Çok kitap okuyorum uykusuz kalıyorum

> Rumuz Tataroğlu

> Çok kitap okumamı gerektiren, yoğun bir çalışma hayatım var. Zihnim yoruluyor ve uykusuz kalıyorum. Vitamin kapsülleri ise midemi bulandırıyor. Başka çaresi var mı?

CEVAP: Sayın Tataroğlu, bir insan hayatını dengeli şekilde programlarsa, hiçbir sağlık sıkıntısı çekmez. Bedeni ve zihni faaliyetlerimizi de düzenli ve dozunda yaptığımızda mesele kalmaz.
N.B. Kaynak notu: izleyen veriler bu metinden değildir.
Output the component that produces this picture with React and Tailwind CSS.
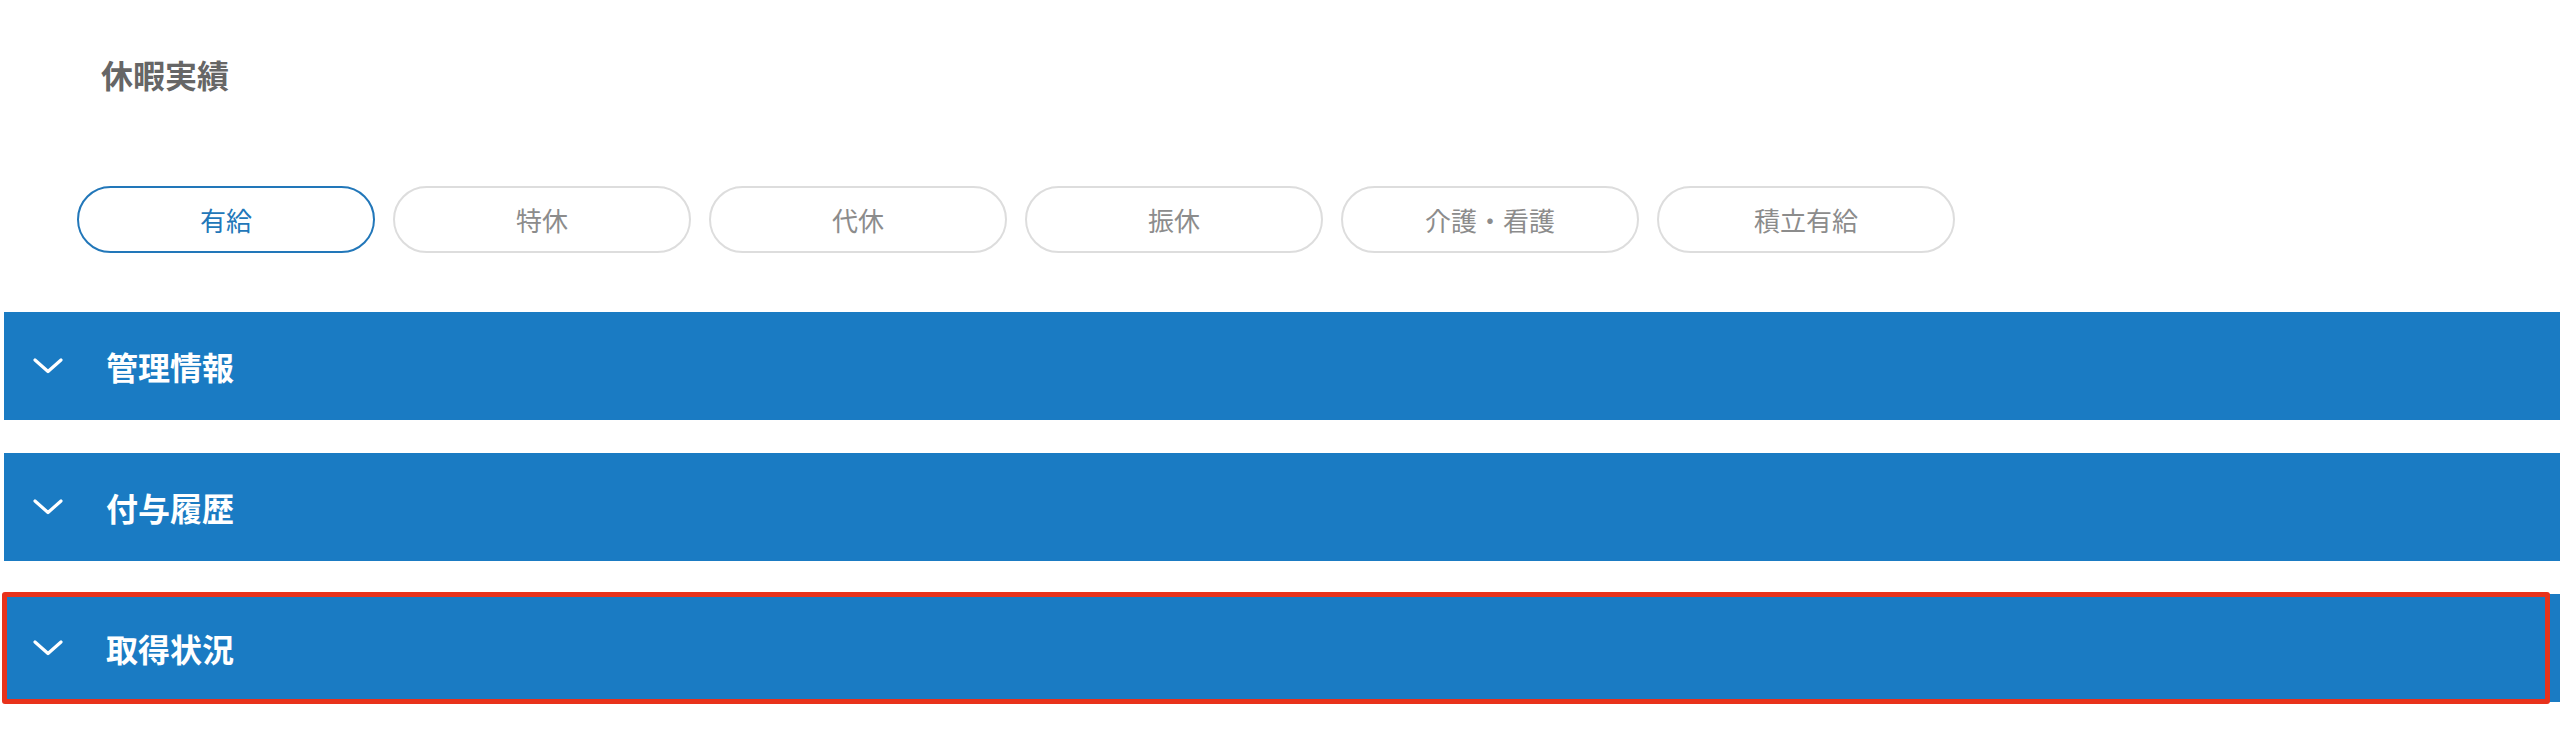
import React, { useState } from 'react';

const tabs = ['有給', '特休', '代休', '振休', '介護・看護', '積立有給'];
const sections = ['管理情報', '付与履歴', '取得状況'];

export default function App() {
  const [active, setActive] = useState(0);

  return (
    <div
      className="relative w-[2560px] h-[729px] bg-white overflow-hidden"
      style={{ fontFamily: '"Noto Sans CJK JP", "Noto Sans", sans-serif' }}
    >
      {/* Title */}
      <h1 className="pt-[50px] pl-[101px] text-[32px] leading-[48px] font-bold text-[#666666]">
        休暇実績
      </h1>

      {/* Leave type tabs */}
      <div className="mt-[88px] pl-[77px] flex gap-[18px]">
        {tabs.map((t, i) => (
          <button
            key={t}
            onClick={() => setActive(i)}
            className={`w-[298px] h-[67px] rounded-full border-2 bg-white text-[26px] leading-none flex items-center justify-center ${
              i === active
                ? 'border-[#2277b9] text-[#2277b9]'
                : 'border-[#dddddd] text-[#8c8c8c]'
            }`}
          >
            {t}
          </button>
        ))}
      </div>

      {/* Accordion sections */}
      <div className="mt-[59px] pl-[4px] flex flex-col gap-[33px]">
        {sections.map((s) => (
          <AccordionBar key={s} label={s} />
        ))}
      </div>

      {/* Highlight annotation */}
      <div className="absolute left-[2px] top-[592px] w-[2548px] h-[112px] border-[5px] border-[#e8321b] rounded-[3px] pointer-events-none" />
    </div>
  );
}

function AccordionBar({ label }) {
  return (
    <div className="h-[108px] bg-[#1a7bc3] flex items-center">
      <svg
        className="ml-[29px] w-[30px] h-[16px]"
        viewBox="0 0 30 16"
        fill="none"
        stroke="white"
        strokeWidth="3.2"
        strokeLinecap="round"
        strokeLinejoin="round"
      >
        <path d="M2 2 L15 13.5 L28 2" />
      </svg>
      <span className="ml-[43px] text-[32px] leading-none font-bold text-white">{label}</span>
    </div>
  );
}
Günlük beslenmemizde gıdalarımızın %50-55’i karbonhidratlardan, %30-35’i proteinlerden, %10-15’i de yağlardan oluşmalıdır. Kişi, günde en az 1 defa mevsim ve yeşil salata yedikten, her çeşitten en fazla 1 tane olmak kaydıyla meyve de yedikten sonra ilave vitamin takviyesine ihtiyaç yoktur. Bahsettiğiniz ithal vitamin preparatını meslek hayatım boyunca hiçbir hastama yazmadığım gibi tavsiye de etmem. İçinde yüksek doz A vitamini bulunan bu tür ilaçlar, başta beyin olmak üzere çeşitli organlarımızda birikerek faydadan çok zarar verir. Bulantınızın sebebi de yağda eriyen A,D,E,K vitaminlerinin vücutta birikici etkisindendir. Okuma gibi zihni faaliyetler için de, azami 40-50 dakika aynı işe dikkatimizi teksif ettikten sonra ara verip bir işle meşgul olursak hem zihnen, hem de bedenen dinlenmiş oluruz.